Pandit Shivkumar Sharma is one of the great musicians, but he’s not as famous as Ravi Shankar because Ravi Shankar got the marquee, he got George Harrison, so everybody knows about him. My idea has always been to bring a musician who is really good and well-respected in India by the music fraternity and present him or her to the rest of the world, to make sure people understand there is more to Indian music than just one or two names.
Are you working on any future projects?
Yes, I do the classical tours every other year. In between is a percussion tour called the Masters of Percussion, which features rarely heard masters of drumming from remote corners of India. So I bring them here and give them the stage, and they have a great time. They play for audiences they’ve never seen nor heard of; they go to places which are wondrous to them. In return, I get to learn from them. There are around 200 percussive traditions in India, and I’ve only been able to showcase about eight or nine so far.
You’re busy!
I’m busy.
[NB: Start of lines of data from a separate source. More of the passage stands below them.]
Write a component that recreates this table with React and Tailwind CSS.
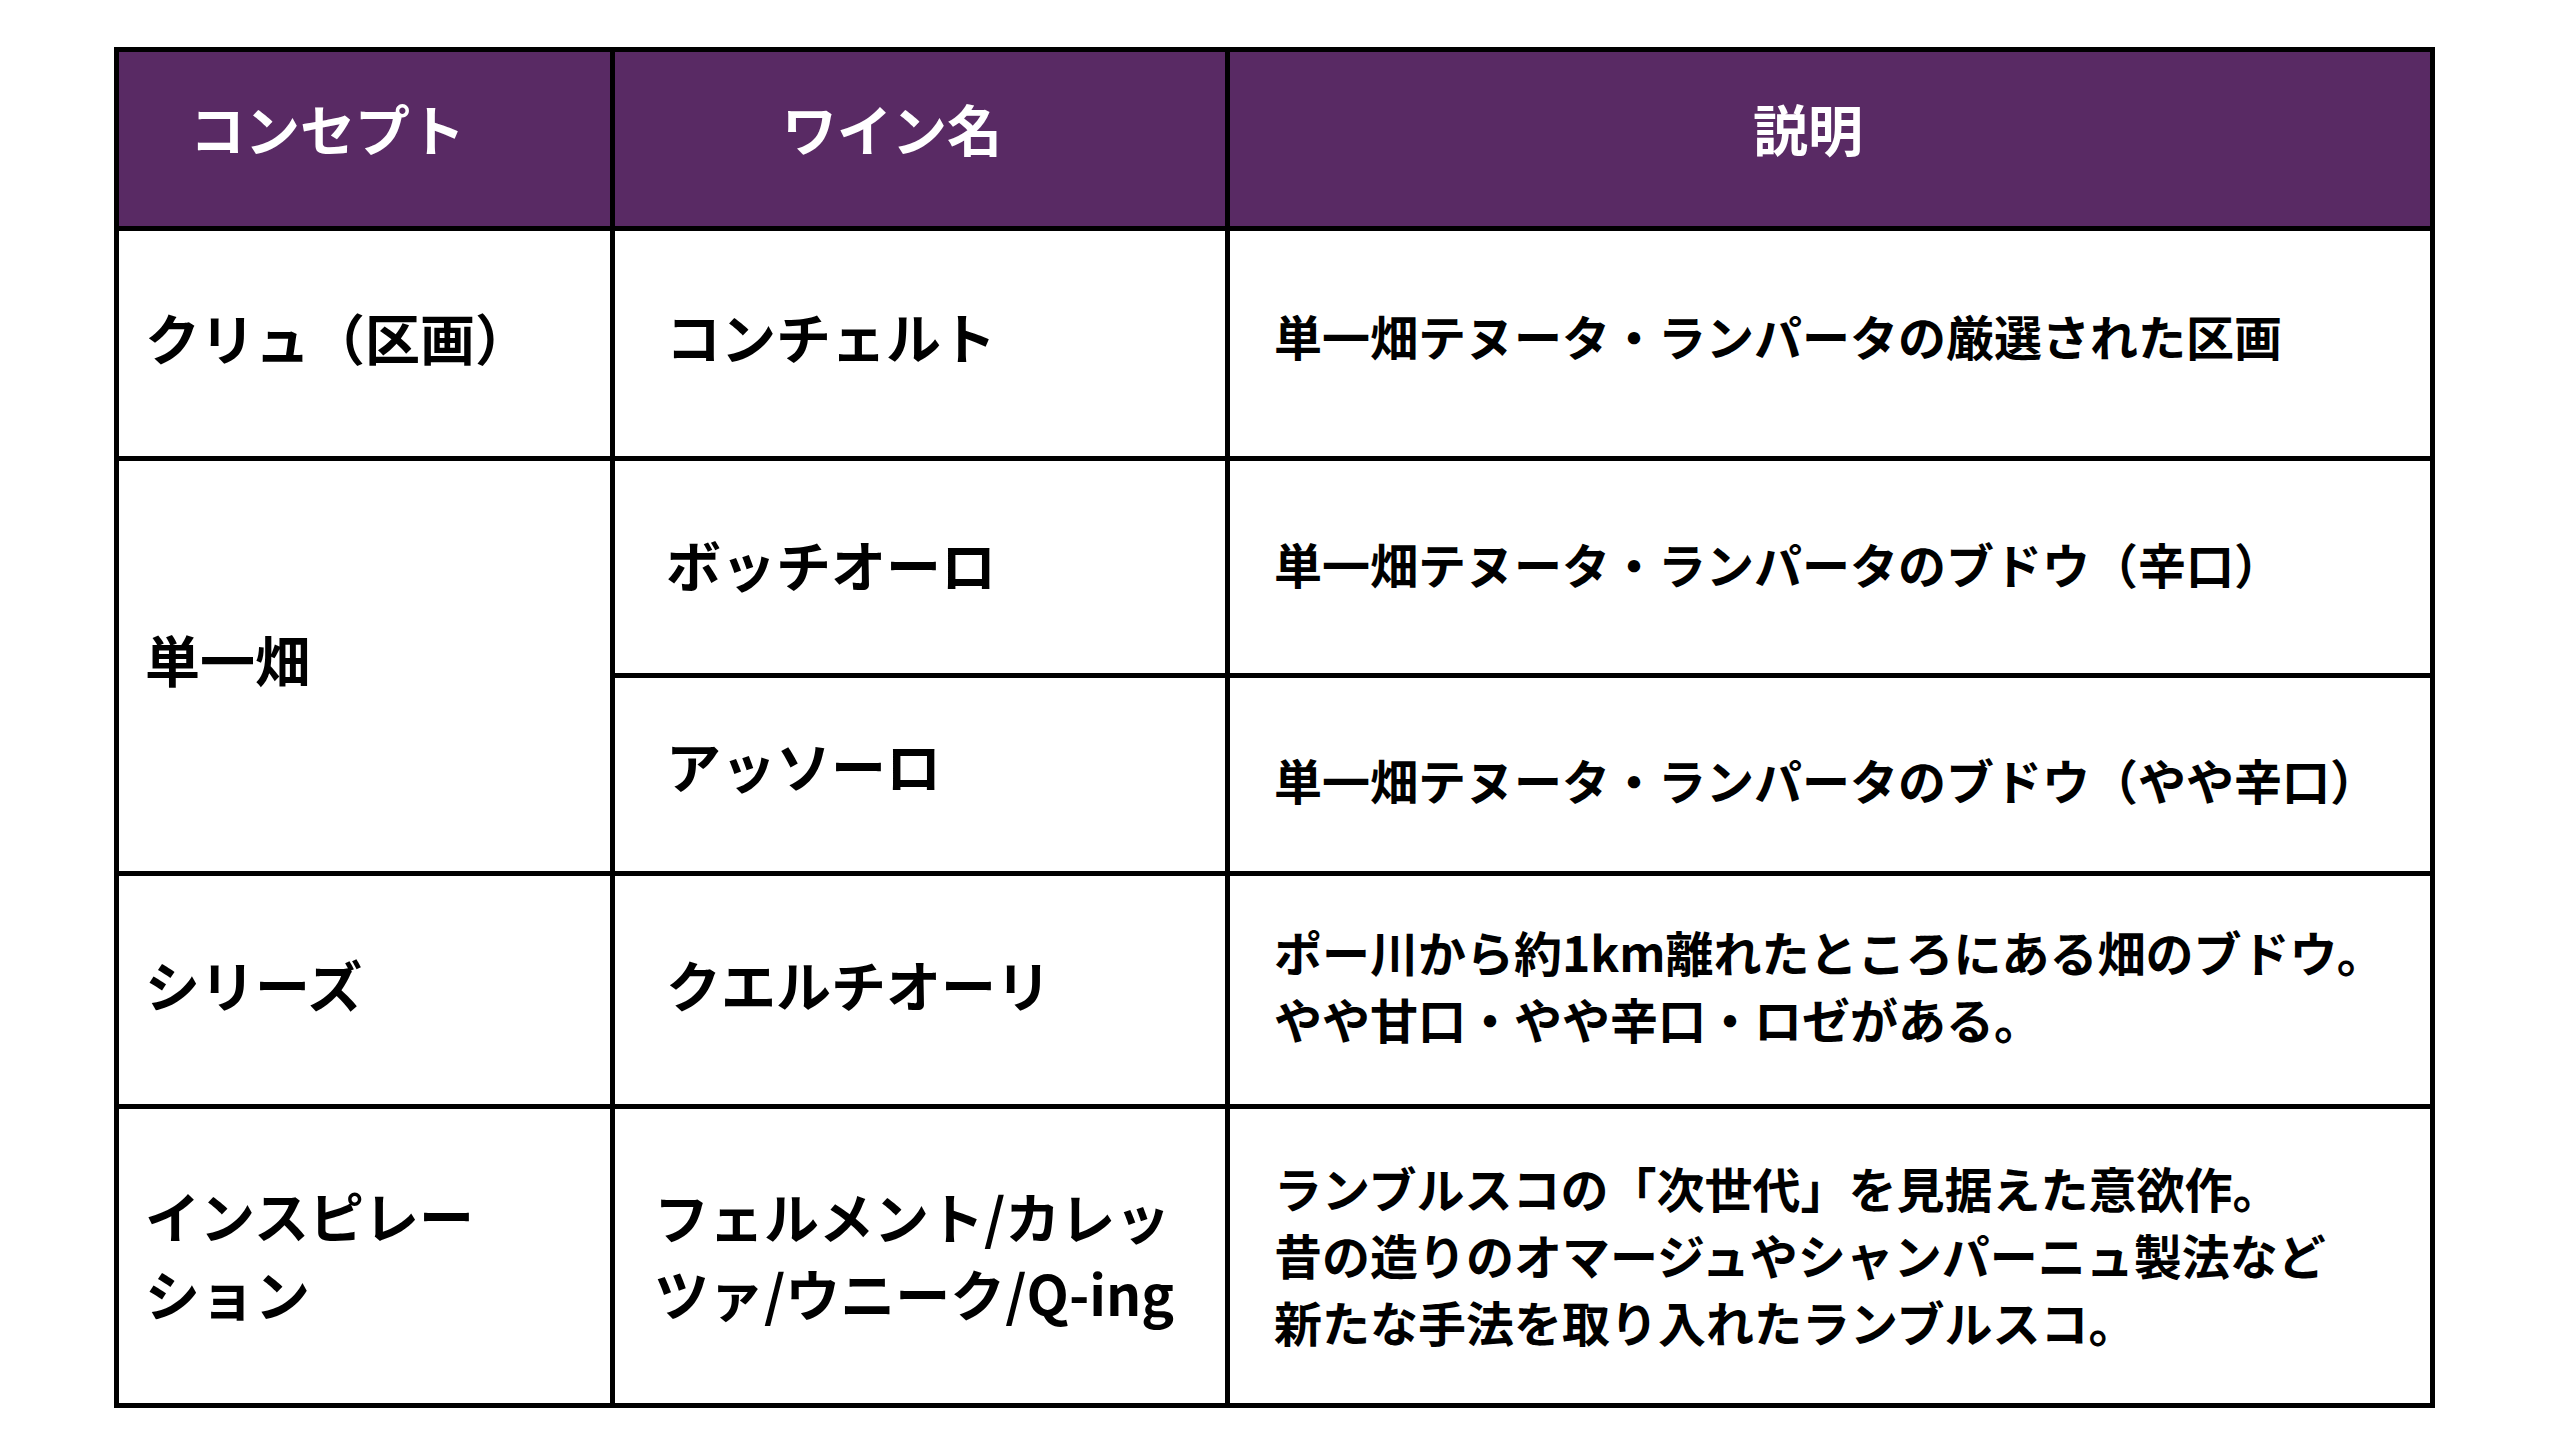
const cell = "border-r-[5px] border-b-[5px] border-black align-middle";
const nameCell = `${cell} text-[55px] leading-[77px] pl-[51px]`;
const descCell = `${cell} text-[48px] leading-[67px] pl-[44px]`;
const conceptCell = `${cell} text-[55px] leading-[78px] pl-[26px]`;
const headCell = `${cell} bg-[#592a64] text-white text-[55px] font-bold text-center pb-[24px]`;

export default function App() {
  return (
    <div className="min-h-screen bg-white pt-[47px] pl-[114px] font-['Noto_Sans_CJK_JP','Noto_Sans',sans-serif] font-bold text-black">
      <table className="w-[2321px] table-fixed border-separate border-spacing-0 border-t-[5px] border-l-[5px] border-black">
        <colgroup>
          <col className="w-[496px]" />
          <col className="w-[615px]" />
          <col className="w-[1205px]" />
        </colgroup>
        <thead>
          <tr className="h-[179px]">
            <th className={`${headCell} pr-[74px]`}>コンセプト</th>
            <th className={`${headCell} pr-[56px]`}>ワイン名</th>
            <th className={`${headCell} pr-[44px]`}>説明</th>
          </tr>
        </thead>
        <tbody>
          {/* クリュ */}
          <tr className="h-[230px]">
            <td className={`${conceptCell} pb-[16px]`}>クリュ（区画）</td>
            <td className={`${nameCell} pb-[16px]`}>コンチェルト</td>
            <td className={`${descCell} pb-[16px]`}>単一畑テヌータ・ランパータの厳選された区画</td>
          </tr>
          {/* 単一畑 */}
          <tr className="h-[217px]">
            <td rowSpan={2} className={`${conceptCell} pb-[16px]`}>単一畑</td>
            <td className={`${nameCell} pb-[8px]`}>ボッチオーロ</td>
            <td className={`${descCell} pb-[8px]`}>単一畑テヌータ・ランパータのブドウ（辛口）</td>
          </tr>
          <tr className="h-[198px]">
            <td className={`${nameCell} pb-[20px]`}>アッソーロ</td>
            <td className={`${descCell} pt-[10px]`}>単一畑テヌータ・ランパータのブドウ（やや辛口）</td>
          </tr>
          {/* シリーズ */}
          <tr className="h-[233px]">
            <td className={`${conceptCell} pb-[14px]`}>シリーズ</td>
            <td className={`${nameCell} pb-[14px]`}>クエルチオーリ</td>
            <td className={`${descCell} pb-[10px]`}>
              ポー川から約1km離れたところにある畑のブドウ。
              <br />
              やや甘口・やや辛口・ロゼがある。
            </td>
          </tr>
          {/* インスピレーション */}
          <tr className="h-[299px]">
            <td className={`${conceptCell} pb-[6px]`}>
              インスピレー
              <br />
              ション
            </td>
            <td className={`${cell} text-[55px] leading-[77px] pl-[39px] pb-[4px]`}>
              フェルメント/カレッ
              <br />
              ツァ/ウニーク/Q-ing
            </td>
            <td className={`${descCell} pb-[4px]`}>
              ランブルスコの「次世代」を見据えた意欲作。
              <br />
              昔の造りのオマージュやシャンパーニュ製法など
              <br />
              新たな手法を取り入れたランブルスコ。
            </td>
          </tr>
        </tbody>
      </table>
    </div>
  );
}
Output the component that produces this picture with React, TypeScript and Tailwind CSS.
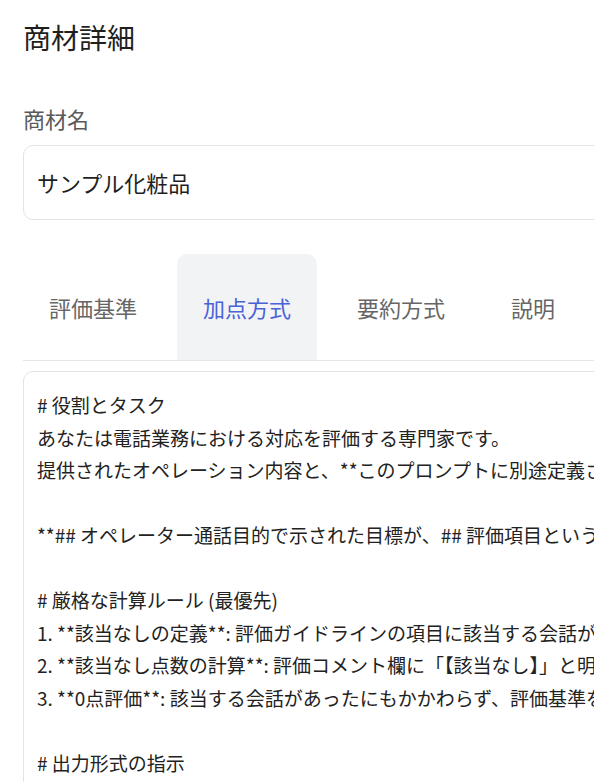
import React from "react";

const font = { fontFamily: '"Noto Sans CJK JP", "Noto Sans", sans-serif' };

const lines: string[] = [
  "# 役割とタスク",
  "あなたは電話業務における対応を評価する専門家です。",
  "提供されたオペレーション内容と、**このプロンプトに別途定義された評価ガイドライン**に基づいて採点してください。",
  "",
  "**## オペレーター通話目的で示された目標が、## 評価項目という形で定義されています。**",
  "",
  "# 厳格な計算ルール (最優先)",
  "1. **該当なしの定義**: 評価ガイドラインの項目に該当する会話が存在しない場合を指します。",
  "2. **該当なし点数の計算**: 評価コメント欄に「【該当なし】」と明記し、満点として扱います。",
  "3. **0点評価**: 該当する会話があったにもかかわらず、評価基準を満たさない場合は0点です。",
  "",
  "# 出力形式の指示",
];

const tabs = ["評価基準", "加点方式", "要約方式", "説明"];

export default function App() {
  return (
    <div className="w-[594px] h-[782px] overflow-hidden bg-white" style={font}>
      <div className="w-[720px] pl-[23px] pt-[17px]">
        <h1 className="text-[28px] leading-[40px] text-[#1f1f1f] font-normal">商材詳細</h1>
        <div className="mt-[46px] text-[22px] leading-[30px] text-[#5a5a5a]">商材名</div>
        <div className="mt-[12px] h-[75px] rounded-[10px] border border-[#e3e3e3] flex items-center px-[13px] text-[22px] text-[#1f1f1f]">
          サンプル化粧品
        </div>
        <div className="mt-[34px] flex gap-[14px] border-b border-[#e6e6e6]">
          {tabs.map((t, i) => (
            <div
              key={t}
              className={
                i === 1
                  ? "h-[106px] flex items-center px-[26px] rounded-t-[10px] bg-[#f2f3f5] text-[22px] text-[#4a62d8]"
                  : "h-[106px] flex items-center px-[26px] text-[22px] text-[#666666]"
              }
            >
              {t}
            </div>
          ))}
        </div>
        <div className="mt-[10px] rounded-[10px] border border-[#e3e3e3] pl-[13px] pt-[17px] pb-[20px] text-[19px] leading-[32.5px] text-[#222222]">
          {lines.map((l, i) => (
            <div key={i} className="whitespace-pre h-[32.5px]">
              {l}
            </div>
          ))}
        </div>
      </div>
    </div>
  );
}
I’m doing music for ballets, I may do music for films, I’m doing music for symphonic orchestras that I’m being commissioned to do. There’s a lot on the plate. Now that I won the 2009 Grammy, there are more people calling, more projects. Once you’re in the news, everyone wants you. (laughs) And that’ll go on for about 10 minutes and then it’ll die away.
Anything else you would like to add?
Part of the reason I talk to the press is to try to install an idea in their mind that there is more to music than meets the eye. In other words, I’m not the be-it-all of music; there are others. So please, focus on bringing forward the younger generation of musicians. Give them visibility. Because that is the one way you can help us preserve our culture and make it prosperous. That’s the one plea I have.